Step 2: Let you knees unlock, and hinge back with your hips. Make sure your chest is up and the knees stay behind your toes. Once you get the torso parallel then return back to Step 1
Common Faults & Corrective Cues
(Fault) Back Rounds - Some athletes might struggle to maintain a neutral spine as they hinge at the hip.
(Cue - Verbal) “Big Chest” or “ Flat Back”
(Cue - Visual) Demo the desired position
(Cue - Tactile) Manually adjust the athlete into position. Tap the hips to move back first, apply pressure to the top of the back between shoulder blades to have them engage while moving.
(Fault) Locked Knees - Legs are locked in extension and puts unneeded strain on the back.
(Cue - Verbal) “Soft Knees” or “Hinge at the Knees”
(Cue - Visual) Demo ideal position
(Cue - Tactile) Tap the athlete knees letting them know to bend/hinge
(Fault) Forward on Toes - The athlete has leaned forward instead of pushing hips back causing a tilt towards the toes.
(Cue - Verbal) “Hips back” or “Weight in Heels”
(Cue - Visual) Demo proper weight distribution in movement
(Cue - Tactile) Place two fingers on the crease of the hip and manually apply pressure signaling the athlete to move first at the point of contact.
Areas of Limitation(s)
Now if you happen to be some of those people who are struggling to achieve an ideal squat position or deadlift, then you most likely have trouble performing the good morning. If this is you here are a couple mobilization techniques you can do to get better at all of the movements...yes all of them!
Glute Smash and Floss
Imagine you butt cheeks as being glued together with gorilla glue. Pretty picture right? But if you sit down all day or drive in the car for long hours then thats what you end up with. Gorilla glue butt....Do yourself a favor and try this.
Take a lacrosse ball or rumble roller and spend a minimum of 5 minutes per cheek ungluing it. Try using pressure waves, contracting & relaxing, and some smash and floss methods to help it out.
After about 10 minutes stand up and squeeze them bad boys as hard as your can (Note to self - don't fart!). You should be able to squeeze a whole lot harder than you have before. This should help improve your athlete's capacity to externally rotate, shore up any low back & hip pain, and maintaining proper hip & trunk extension.

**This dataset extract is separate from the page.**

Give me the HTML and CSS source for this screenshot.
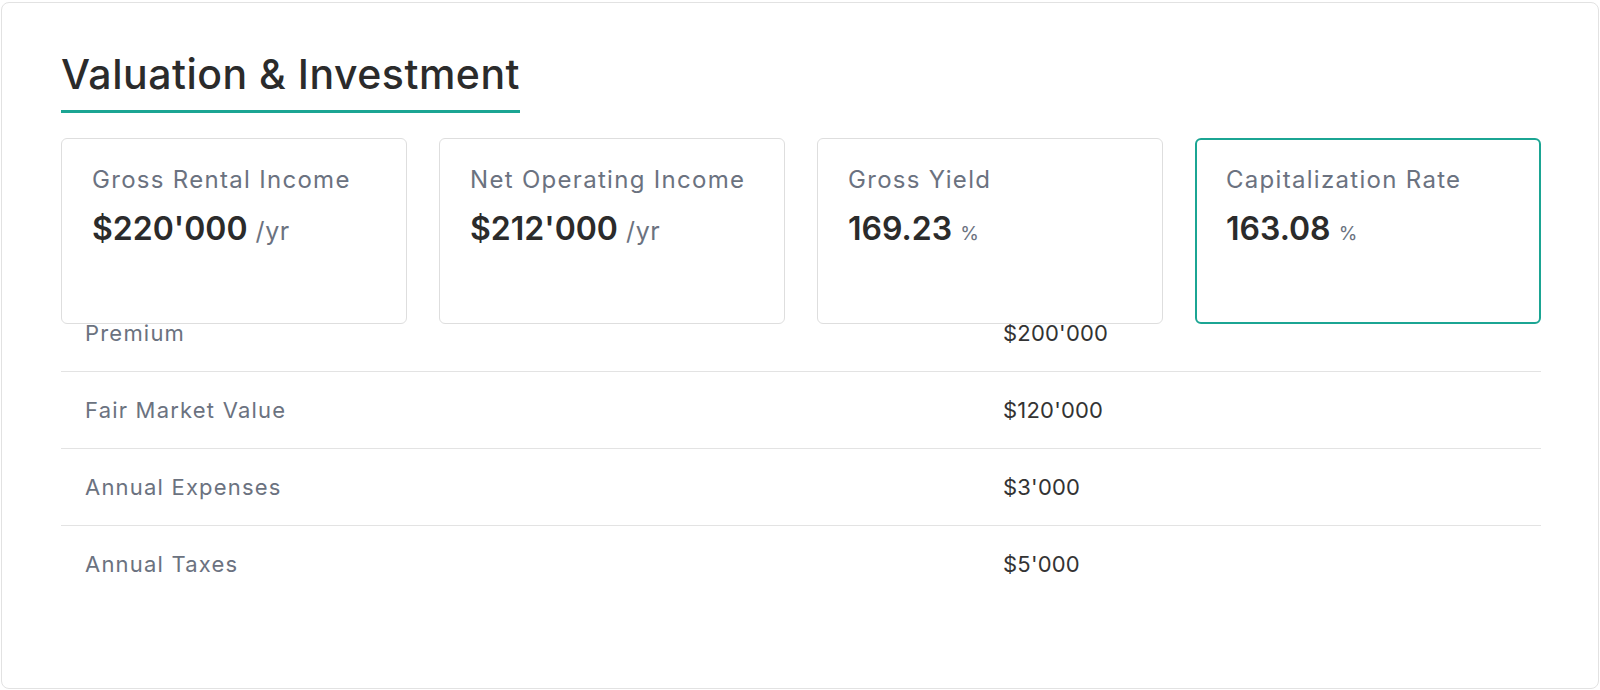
FILE: index.html
```html
<!DOCTYPE html>
<html lang="en">
<head>
    <meta charset="UTF-8">
    <meta name="viewport" content="width=device-width, initial-scale=1.0">
    <title>Valuation &amp; Investment</title>
    <link rel="stylesheet" href="styles.css">
</head>
<body>

<div class="panel">
    <h2 class="panel-title">Valuation &amp; Investment</h2>

    <div class="stats">
        <div class="stat">
            <div class="stat-label">Gross Rental Income</div>
            <div class="stat-value">$220'000 <span class="unit">/yr</span></div>
        </div>
        <div class="stat">
            <div class="stat-label">Net Operating Income</div>
            <div class="stat-value">$212'000 <span class="unit">/yr</span></div>
        </div>
        <div class="stat">
            <div class="stat-label">Gross Yield</div>
            <div class="stat-value">169.23 <span class="unit small">%</span></div>
        </div>
        <div class="stat active">
            <div class="stat-label">Capitalization Rate</div>
            <div class="stat-value">163.08 <span class="unit small">%</span></div>
        </div>
    </div>

    <table class="details">
        <tr>
            <td class="label">Premium</td>
            <td class="value">$200'000</td>
        </tr>
        <tr>
            <td class="label">Fair Market Value</td>
            <td class="value">$120'000</td>
        </tr>
        <tr>
            <td class="label">Annual Expenses</td>
            <td class="value">$3'000</td>
        </tr>
        <tr>
            <td class="label">Annual Taxes</td>
            <td class="value">$5'000</td>
        </tr>
    </table>
</div>

</body>
</html>
```

FILE: styles.css
```css
* {
    box-sizing: border-box;
}
body {
    font-family: 'Inter', 'Open Sans', sans-serif;
    margin: 0;
    padding: 2px 1px 0 1px;
    background: #fff;
    color: #2e2e2e;
}
.panel {
    height: 687px;
    border: 1px solid #e2e2e2;
    border-radius: 8px;
    padding: 45px 57px 0 59px; /* content runs 61 -> 1541 */
    background: #fff;
}
.panel-title {
    display: inline-block;
    margin: 0;
    font-size: 41px;
    font-weight: 500;
    letter-spacing: 0.5px;
    line-height: 52px;
    color: #2b2b2b;
    padding-bottom: 10px;
    border-bottom: 3px solid #1ba593;
}
.stats {
    display: grid;
    grid-template-columns: repeat(4, 1fr);
    gap: 32px;
    margin-top: 25px;
    height: 157px; /* cards are taller than this, they run over the table */
}
.stat {
    height: 186px;
    border: 1px solid #dedede;
    border-radius: 6px;
    padding: 26px 30px;
    background: #fff;
    position: relative;
    z-index: 1;
}
.stat.active {
    border: 2px solid #1ba593;
    padding: 25px 29px;
}
.stat-label {
    font-size: 24px;
    line-height: 30px;
    color: #6b7280;
    letter-spacing: 1.3px;
}
.stat-value {
    margin-top: 8px;
    font-size: 32px;
    font-weight: 600;
    line-height: 52px;
    color: #2b2b2b;
}
.unit {
    font-size: 25px;
    font-weight: 400;
    color: #6b7280;
    letter-spacing: 0.6px;
}
.unit.small {
    font-size: 19px;
}
.details {
    width: 100%;
    border-collapse: collapse;
}
.details td {
    font-size: 22px;
    line-height: 30px;
    padding: 23px 24px 23px 24px;
}
.details tr + tr td {
    border-top: 1px solid #e3e3e3;
}
.details .label {
    width: 918px;
    color: #6b7280;
    letter-spacing: 1.2px;
}
.details .value {
    color: #333;
    letter-spacing: 0.2px;
}
```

Hip External Rotation with Flexion
Another way to help carve out that precious piece of mobility is to find a box and post up either your left or right side on top of it. Make sure your leading leg is set up perpendicular to your body and post your left/right hand on top of your left/right foot pinning it in place.
Next grab your knee and move your body forward to increase the stretch. Oscillating in and out of the end range can help add in some bonus points.
*Turn your bellybutton in towards your foot and then away back towards your knee to give you some extra bonus points*
**If you're on a galacticus level status try dropping that back knee and fold forward**
Have your athletes spend about 2 minutes minimum per side trying to improve those cheeks. Afterwards have them test out their squat, deadlift set up, and identify how the hip is feeling overall.